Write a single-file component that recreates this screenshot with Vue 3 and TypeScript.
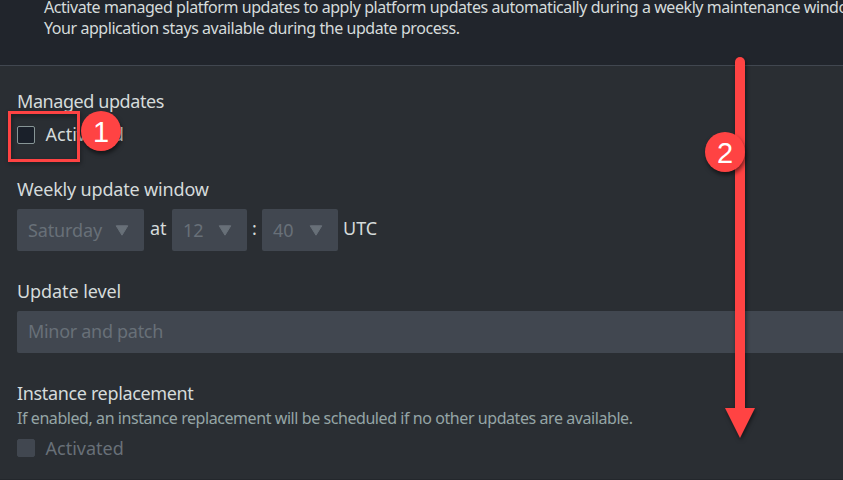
<script setup lang="ts">
interface Picker { value: string; kind: string; after: string }
const pickers: Picker[] = [
  { value: 'Saturday', kind: 'day', after: 'at' },
  { value: '12', kind: 'hour', after: ':' },
  { value: '40', kind: 'minute', after: 'UTC' },
]
</script>

<template>
  <main class="page">
    <header class="intro">
      <p>Activate managed platform updates to apply platform updates automatically during a weekly maintenance window.</p>
      <p>Your application stays available during the update process.</p>
    </header>
    <section class="body">
      <h2 class="managed">Managed updates</h2>
      <label class="check"><span class="box"></span><span class="caption">Activated</span></label>
      <h2 class="weekly">Weekly update window</h2>
      <div class="pickers">
        <template v-for="p in pickers" :key="p.kind">
          <div class="select" :class="p.kind">
            <span>{{ p.value }}</span>
            <svg width="14" height="11" viewBox="0 0 14 11"><path d="M1.2 .8H12.8L7 10.2Z" fill="#687078" stroke="#687078" stroke-linejoin="round" /></svg>
          </div>
          <span class="sep" :class="p.kind + '-sep'">{{ p.after }}</span>
        </template>
      </div>
      <h2 class="level">Update level</h2>
      <div class="wide">Minor and patch</div>
      <h2 class="replace">Instance replacement</h2>
      <p class="hint">If enabled, an instance replacement will be scheduled if no other updates are available.</p>
      <label class="check off"><span class="box"></span><span>Activated</span></label>
    </section>
    <div class="frame"></div>
    <div class="badge one">1</div>
    <svg class="arrow" width="30" height="382" viewBox="0 0 30 382"><path d="M15 5V353" stroke="#ff4343" stroke-width="10" stroke-linecap="round" /><path d="M0 351H30L15 381Z" fill="#ff4343" /></svg>
    <div class="badge two">2</div>
  </main>
</template>

<style>
body { background: #2a2e33; overflow: hidden; }
</style>
<style scoped>
.page { position: relative; display: flex; flex-direction: column; box-sizing: border-box; width: 843px; height: 480px; overflow: hidden; background: #2a2e33; border-bottom: 1px solid #23272c; color: #d5dbdb; font: 18px/22px "Noto Sans", sans-serif; white-space: nowrap; }
p, h2 { margin: 0; font-weight: 400; font-size: inherit; }
.intro { flex: none; box-sizing: border-box; height: 66px; padding-left: 44px; background: #21252c; border-bottom: 1px solid #414750; font-size: 16px; line-height: 21px; letter-spacing: -.44px; }
.intro p:first-child { margin-top: -3px; }
.body { padding: 24px 0 0 17px; }
.managed { letter-spacing: -.42px; }
.check { display: flex; align-items: center; gap: 10.5px; height: 22px; margin-top: 12px; }
.caption { padding-bottom: 2px; }
.box { box-sizing: border-box; width: 18px; height: 18px; border: 1px solid #879596; border-radius: 2px; background: #1a202a; }
.weekly { margin-top: 32px; letter-spacing: -.17px; }
.pickers { display: flex; margin-top: 9px; height: 42px; }
.select { box-sizing: border-box; display: flex; justify-content: space-between; align-items: center; padding: 0 15px 0 11px; height: 42px; background: #414750; border-radius: 2px; color: #687078; letter-spacing: -.12px; }
.day { width: 127px; }
.hour { width: 75px; }
.minute { width: 76px; }
.sep { line-height: 39px; box-sizing: border-box; }
.day-sep { width: 28px; padding-left: 6px; }
.hour-sep { width: 15px; padding-left: 5px; }
.minute-sep { padding-left: 5px; }
.level { margin-top: 29px; letter-spacing: -.08px; }
.wide { box-sizing: border-box; margin-top: 9px; height: 42px; line-height: 40px; padding-left: 11px; background: #414750; border-radius: 2px 0 0 2px; color: #687078; letter-spacing: -.3px; }
.replace { margin-top: 29px; letter-spacing: -.35px; }
.hint { margin-top: 3px; font-size: 16px; letter-spacing: -.43px; color: #95a5a6; }
.off { margin-top: 8px; color: #687078; }
.off .box { background: #414750; border-color: #414750; }
.frame { position: absolute; box-sizing: border-box; left: 8px; top: 111px; width: 72px; height: 51px; border: 3px solid #ff4343; filter: drop-shadow(1px 2px 2px #0006); }
.badge { position: absolute; width: 40px; height: 40px; border-radius: 50%; background: #ff4343; color: #fff; font: 29px/42px "Liberation Sans", Arial, sans-serif; text-align: center; box-shadow: 1px 3px 4px #0008; }
.one { left: 81px; top: 111px; }
.two { left: 705px; top: 132px; }
.arrow { position: absolute; left: 725px; top: 57px; overflow: visible; filter: drop-shadow(1px 2px 2px #0008); }
</style>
□ □ □ □ □
DIRECTIONS FOR THIS TASK:
Repeat verbatim all the material, but not the pictures.

SOLUTION TO THIS EXERCISE:
Write a single-file component that recreates this screenshot with Vue 3 and TypeScript.
<script setup lang="ts">
interface Picker { value: string; kind: string; after: string }
const pickers: Picker[] = [
  { value: 'Saturday', kind: 'day', after: 'at' },
  { value: '12', kind: 'hour', after: ':' },
  { value: '40', kind: 'minute', after: 'UTC' },
]
</script>

<template>
  <main class="page">
    <header class="intro">
      <p>Activate managed platform updates to apply platform updates automatically during a weekly maintenance window.</p>
      <p>Your application stays available during the update process.</p>
    </header>
    <section class="body">
      <h2 class="managed">Managed updates</h2>
      <label class="check"><span class="box"></span><span class="caption">Activated</span></label>
      <h2 class="weekly">Weekly update window</h2>
      <div class="pickers">
        <template v-for="p in pickers" :key="p.kind">
          <div class="select" :class="p.kind">
            <span>{{ p.value }}</span>
            <svg width="14" height="11" viewBox="0 0 14 11"><path d="M1.2 .8H12.8L7 10.2Z" fill="#687078" stroke="#687078" stroke-linejoin="round" /></svg>
          </div>
          <span class="sep" :class="p.kind + '-sep'">{{ p.after }}</span>
        </template>
      </div>
      <h2 class="level">Update level</h2>
      <div class="wide">Minor and patch</div>
      <h2 class="replace">Instance replacement</h2>
      <p class="hint">If enabled, an instance replacement will be scheduled if no other updates are available.</p>
      <label class="check off"><span class="box"></span><span>Activated</span></label>
    </section>
    <div class="frame"></div>
    <div class="badge one">1</div>
    <svg class="arrow" width="30" height="382" viewBox="0 0 30 382"><path d="M15 5V353" stroke="#ff4343" stroke-width="10" stroke-linecap="round" /><path d="M0 351H30L15 381Z" fill="#ff4343" /></svg>
    <div class="badge two">2</div>
  </main>
</template>

<style>
body { background: #2a2e33; overflow: hidden; }
</style>
<style scoped>
.page { position: relative; display: flex; flex-direction: column; box-sizing: border-box; width: 843px; height: 480px; overflow: hidden; background: #2a2e33; border-bottom: 1px solid #23272c; color: #d5dbdb; font: 18px/22px "Noto Sans", sans-serif; white-space: nowrap; }
p, h2 { margin: 0; font-weight: 400; font-size: inherit; }
.intro { flex: none; box-sizing: border-box; height: 66px; padding-left: 44px; background: #21252c; border-bottom: 1px solid #414750; font-size: 16px; line-height: 21px; letter-spacing: -.44px; }
.intro p:first-child { margin-top: -3px; }
.body { padding: 24px 0 0 17px; }
.managed { letter-spacing: -.42px; }
.check { display: flex; align-items: center; gap: 10.5px; height: 22px; margin-top: 12px; }
.caption { padding-bottom: 2px; }
.box { box-sizing: border-box; width: 18px; height: 18px; border: 1px solid #879596; border-radius: 2px; background: #1a202a; }
.weekly { margin-top: 32px; letter-spacing: -.17px; }
.pickers { display: flex; margin-top: 9px; height: 42px; }
.select { box-sizing: border-box; display: flex; justify-content: space-between; align-items: center; padding: 0 15px 0 11px; height: 42px; background: #414750; border-radius: 2px; color: #687078; letter-spacing: -.12px; }
.day { width: 127px; }
.hour { width: 75px; }
.minute { width: 76px; }
.sep { line-height: 39px; box-sizing: border-box; }
.day-sep { width: 28px; padding-left: 6px; }
.hour-sep { width: 15px; padding-left: 5px; }
.minute-sep { padding-left: 5px; }
.level { margin-top: 29px; letter-spacing: -.08px; }
.wide { box-sizing: border-box; margin-top: 9px; height: 42px; line-height: 40px; padding-left: 11px; background: #414750; border-radius: 2px 0 0 2px; color: #687078; letter-spacing: -.3px; }
.replace { margin-top: 29px; letter-spacing: -.35px; }
.hint { margin-top: 3px; font-size: 16px; letter-spacing: -.43px; color: #95a5a6; }
.off { margin-top: 8px; color: #687078; }
.off .box { background: #414750; border-color: #414750; }
.frame { position: absolute; box-sizing: border-box; left: 8px; top: 111px; width: 72px; height: 51px; border: 3px solid #ff4343; filter: drop-shadow(1px 2px 2px #0006); }
.badge { position: absolute; width: 40px; height: 40px; border-radius: 50%; background: #ff4343; color: #fff; font: 29px/42px "Liberation Sans", Arial, sans-serif; text-align: center; box-shadow: 1px 3px 4px #0008; }
.one { left: 81px; top: 111px; }
.two { left: 705px; top: 132px; }
.arrow { position: absolute; left: 725px; top: 57px; overflow: visible; filter: drop-shadow(1px 2px 2px #0008); }
</style>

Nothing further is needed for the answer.